Terkait UMKM, Aviliani melihat meskipun saat ini kontribusinya terhadap produk domestik bruto (PDB) Indonesia sudah mencapai 60%, tetapi UMKM lebih banyak bermain di sektor perdagangan dibandingkan menjadi bagian dari supply chain.
“Kalau kita mau mengangkat UMKM dan juga perusahaan secara bersama-sama, mungkin supply chain ini harus dikembangkan di tahun depan.

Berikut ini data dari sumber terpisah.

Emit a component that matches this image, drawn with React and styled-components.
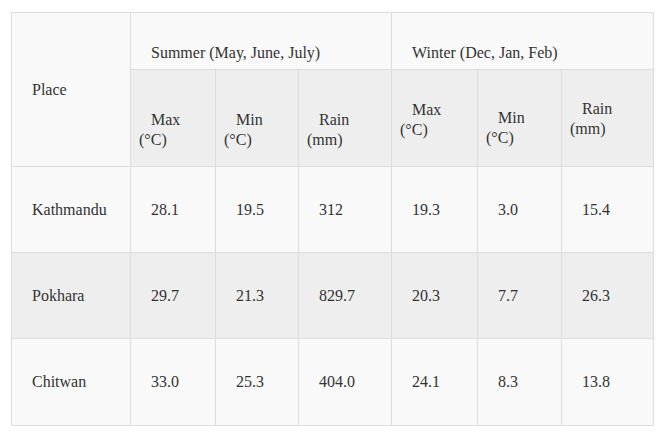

Dua-duanya juga dikasih insentif, baik itu UMKM yang bermitra dengan perusahaan maupun perusahaan yang mau bermitra dengan UKM. Ini penting supaya kita bisa terus menciptakan nilai tambah, sehingga sektor riill bisa berkembang lebih cepat,” kata Aviliani.
Ia melihat ada potensi baru dalam menumbuhkan kredit perbankan, yaitu di sektor pariwisata. Apalagi sejak Pembatasan Sosial Berskala Besar (PSBB) mulai dilonggarkan. Adapun yang pertama didatangi masyarakat adalah tempat pariwisata. “Pemerintah memang sudah menganggarkan dana untuk pariwisata, tetapi itu hanya untuk 10 destinasi saja. Menurut saya, kalau perlu dilombakan saja. Siapa yang bisa meningkatkan destinasinya, itu yang diberi hibah,” ujarnya.
Aviliani menyoroti berbagai program untuk mendorong financial inclusion. Sayangnya belum mampu mendongkrak persentasenya yang saat ini baru 48%. Padahal di negara lain sudah mencapai antara 80% hingga 90%.
Disampaikan Aviliani, dalam melakukan credit scoring, perbankan dan juga perusahaan fintech selama ini menggunakan data transaksi yang sudah terjadi. Padahal banyak masyarakat yang hingga saat ini belum mendapatkan akses ke layanan perbankan. “Di sini tujuannya adalah bagaimana sekarang ini credit scoring supaya ada governance-nya dan kemudian data terkait UU Perlindungan Data Pribadi harus dipercepat. Jadi Dukcapil dan data yang berkaitan dengan pelayanan publik harusnya boleh diberikan kepada lembaga kredit scoring, sehingga akan ditemukan data sebenarnya dari penduduk Indonesia,” paparnya.
Aviliani memproyeksikan pertumbuhan kredit di 2021 berkisar antara 3% hingga 3,5%. Beberapa sektor yang dinilai bisa mendorong pertumbuhan kredit antara lain sektor pertanian dan perkebunan, serta makanan dan minuman. “Kalau OJK prediksinya sekitar 5%, kalau saya melihatnya dalam kondisi vaksin itu belum 50% diberikan kepada masyarakat, mungkin kredit bisa tumbuh sekitar 3% sampai 3,5% di tahun depan,” kata Aviliani.